PROBLEM – What is the number of lines holding the word "screenshot"? Write that number and nothing else.

+ + +

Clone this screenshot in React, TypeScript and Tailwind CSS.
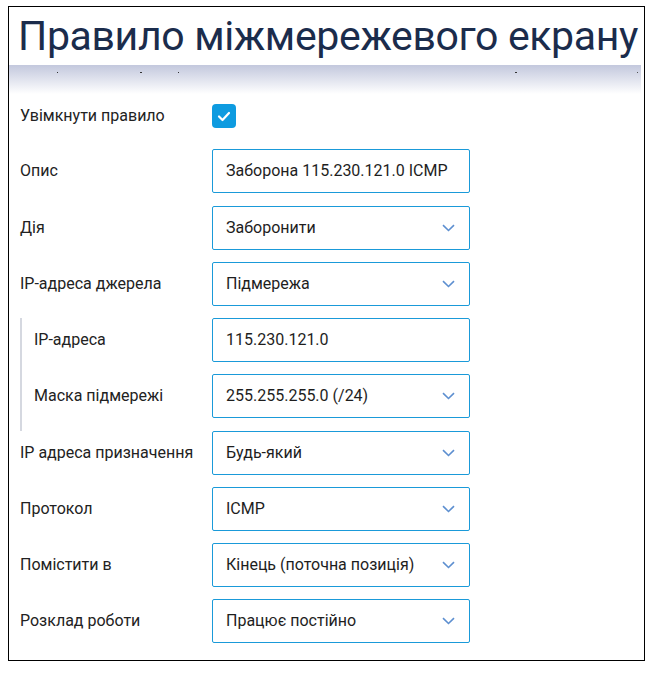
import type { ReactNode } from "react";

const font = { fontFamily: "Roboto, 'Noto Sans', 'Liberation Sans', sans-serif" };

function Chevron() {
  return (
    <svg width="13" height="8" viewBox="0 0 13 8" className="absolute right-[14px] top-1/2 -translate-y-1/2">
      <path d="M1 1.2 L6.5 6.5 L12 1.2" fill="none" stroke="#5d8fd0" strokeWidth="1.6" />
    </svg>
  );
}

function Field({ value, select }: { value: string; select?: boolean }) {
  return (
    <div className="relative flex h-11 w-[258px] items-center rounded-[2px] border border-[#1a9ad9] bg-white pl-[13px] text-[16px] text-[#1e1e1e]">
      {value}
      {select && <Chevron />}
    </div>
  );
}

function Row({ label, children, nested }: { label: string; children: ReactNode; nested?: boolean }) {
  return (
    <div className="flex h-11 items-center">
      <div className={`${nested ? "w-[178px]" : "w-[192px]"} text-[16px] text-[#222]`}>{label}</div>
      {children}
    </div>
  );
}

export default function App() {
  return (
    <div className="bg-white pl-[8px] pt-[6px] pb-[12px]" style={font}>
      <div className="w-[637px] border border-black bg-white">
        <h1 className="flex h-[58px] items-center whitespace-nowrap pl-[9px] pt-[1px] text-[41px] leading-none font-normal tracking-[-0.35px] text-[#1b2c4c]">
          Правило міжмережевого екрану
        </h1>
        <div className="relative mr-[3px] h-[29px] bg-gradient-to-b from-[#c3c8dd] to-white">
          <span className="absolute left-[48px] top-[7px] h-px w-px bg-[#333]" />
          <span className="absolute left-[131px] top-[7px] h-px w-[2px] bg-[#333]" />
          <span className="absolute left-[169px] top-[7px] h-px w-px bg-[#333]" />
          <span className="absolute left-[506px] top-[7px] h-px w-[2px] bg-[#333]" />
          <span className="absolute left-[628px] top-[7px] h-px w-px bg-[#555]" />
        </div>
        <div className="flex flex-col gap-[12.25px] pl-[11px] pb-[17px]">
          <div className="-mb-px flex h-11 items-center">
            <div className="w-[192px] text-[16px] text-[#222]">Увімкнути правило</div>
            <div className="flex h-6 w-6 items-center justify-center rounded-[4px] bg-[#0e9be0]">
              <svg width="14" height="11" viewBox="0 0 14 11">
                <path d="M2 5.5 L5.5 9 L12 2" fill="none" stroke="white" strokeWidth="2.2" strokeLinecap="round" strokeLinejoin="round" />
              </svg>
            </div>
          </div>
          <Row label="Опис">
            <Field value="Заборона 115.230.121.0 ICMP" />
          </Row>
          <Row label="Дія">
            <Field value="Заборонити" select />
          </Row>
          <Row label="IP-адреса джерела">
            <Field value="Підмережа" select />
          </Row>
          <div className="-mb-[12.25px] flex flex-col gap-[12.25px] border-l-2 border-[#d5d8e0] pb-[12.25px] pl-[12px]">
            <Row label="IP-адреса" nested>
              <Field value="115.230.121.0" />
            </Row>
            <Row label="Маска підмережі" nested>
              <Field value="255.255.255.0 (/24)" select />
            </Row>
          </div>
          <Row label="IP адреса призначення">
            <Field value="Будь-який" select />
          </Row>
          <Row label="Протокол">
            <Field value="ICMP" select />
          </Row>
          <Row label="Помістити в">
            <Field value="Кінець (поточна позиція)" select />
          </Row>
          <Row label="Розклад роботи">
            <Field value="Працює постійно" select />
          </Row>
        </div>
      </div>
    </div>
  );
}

+ + +

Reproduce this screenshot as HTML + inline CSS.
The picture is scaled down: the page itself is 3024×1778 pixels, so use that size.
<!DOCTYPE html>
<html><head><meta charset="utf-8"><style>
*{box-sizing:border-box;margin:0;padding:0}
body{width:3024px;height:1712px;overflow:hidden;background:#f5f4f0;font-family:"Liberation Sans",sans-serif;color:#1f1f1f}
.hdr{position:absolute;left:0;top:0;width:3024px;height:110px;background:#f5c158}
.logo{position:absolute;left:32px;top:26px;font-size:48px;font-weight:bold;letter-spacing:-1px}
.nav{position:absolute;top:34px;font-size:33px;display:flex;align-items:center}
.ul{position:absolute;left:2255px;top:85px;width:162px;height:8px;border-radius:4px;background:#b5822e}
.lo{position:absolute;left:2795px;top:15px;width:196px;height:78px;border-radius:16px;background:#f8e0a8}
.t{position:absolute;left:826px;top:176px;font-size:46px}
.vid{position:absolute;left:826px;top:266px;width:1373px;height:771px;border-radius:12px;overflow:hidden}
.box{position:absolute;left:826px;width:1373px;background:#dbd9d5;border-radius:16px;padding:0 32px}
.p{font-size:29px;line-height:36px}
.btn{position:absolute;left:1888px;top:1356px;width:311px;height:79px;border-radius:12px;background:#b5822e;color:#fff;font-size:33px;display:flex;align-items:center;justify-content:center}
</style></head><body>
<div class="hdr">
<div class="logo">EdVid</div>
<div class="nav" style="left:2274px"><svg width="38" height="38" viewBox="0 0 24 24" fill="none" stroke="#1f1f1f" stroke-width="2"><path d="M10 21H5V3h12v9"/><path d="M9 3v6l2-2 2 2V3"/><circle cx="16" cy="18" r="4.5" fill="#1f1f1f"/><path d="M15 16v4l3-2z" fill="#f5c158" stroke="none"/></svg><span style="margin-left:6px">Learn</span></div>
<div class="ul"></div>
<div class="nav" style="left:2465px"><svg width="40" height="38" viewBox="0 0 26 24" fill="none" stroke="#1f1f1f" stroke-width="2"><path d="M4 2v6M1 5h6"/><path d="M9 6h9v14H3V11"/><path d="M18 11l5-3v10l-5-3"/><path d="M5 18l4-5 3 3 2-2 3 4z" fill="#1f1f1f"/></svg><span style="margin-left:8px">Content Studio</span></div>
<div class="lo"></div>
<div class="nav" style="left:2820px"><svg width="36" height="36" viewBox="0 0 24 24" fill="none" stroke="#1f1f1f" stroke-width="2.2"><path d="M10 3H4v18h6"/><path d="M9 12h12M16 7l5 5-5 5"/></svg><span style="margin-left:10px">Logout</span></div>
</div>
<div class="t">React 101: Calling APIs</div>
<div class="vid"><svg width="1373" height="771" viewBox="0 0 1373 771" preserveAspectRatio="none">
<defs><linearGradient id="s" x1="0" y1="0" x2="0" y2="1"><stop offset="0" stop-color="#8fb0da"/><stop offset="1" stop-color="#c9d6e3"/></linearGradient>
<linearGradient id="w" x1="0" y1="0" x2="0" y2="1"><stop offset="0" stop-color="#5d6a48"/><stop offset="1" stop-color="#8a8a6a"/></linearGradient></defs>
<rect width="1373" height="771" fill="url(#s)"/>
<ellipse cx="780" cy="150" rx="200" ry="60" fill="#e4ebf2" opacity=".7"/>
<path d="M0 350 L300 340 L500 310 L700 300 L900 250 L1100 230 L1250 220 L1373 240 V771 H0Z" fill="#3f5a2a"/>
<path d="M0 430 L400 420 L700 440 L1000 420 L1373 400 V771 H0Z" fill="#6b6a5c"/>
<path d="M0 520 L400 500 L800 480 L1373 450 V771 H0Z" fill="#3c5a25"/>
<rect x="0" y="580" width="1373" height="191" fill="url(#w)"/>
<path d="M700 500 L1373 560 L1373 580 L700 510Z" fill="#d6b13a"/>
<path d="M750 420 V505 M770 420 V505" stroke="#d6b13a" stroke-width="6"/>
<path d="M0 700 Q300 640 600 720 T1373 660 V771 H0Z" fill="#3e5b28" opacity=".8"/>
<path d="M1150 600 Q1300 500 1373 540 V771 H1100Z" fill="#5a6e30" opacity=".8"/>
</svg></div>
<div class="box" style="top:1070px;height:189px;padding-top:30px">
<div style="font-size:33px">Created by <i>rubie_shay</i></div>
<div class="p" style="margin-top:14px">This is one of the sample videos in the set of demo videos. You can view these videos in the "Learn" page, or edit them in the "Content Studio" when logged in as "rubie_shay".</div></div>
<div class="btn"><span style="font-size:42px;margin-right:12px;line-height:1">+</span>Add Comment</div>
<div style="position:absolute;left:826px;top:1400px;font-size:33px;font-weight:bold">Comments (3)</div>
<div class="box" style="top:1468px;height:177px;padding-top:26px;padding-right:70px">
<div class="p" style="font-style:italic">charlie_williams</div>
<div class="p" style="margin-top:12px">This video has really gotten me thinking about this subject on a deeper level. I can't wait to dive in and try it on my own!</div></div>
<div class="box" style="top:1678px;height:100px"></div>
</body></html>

+ + +

EXPECTED ANSWER – 2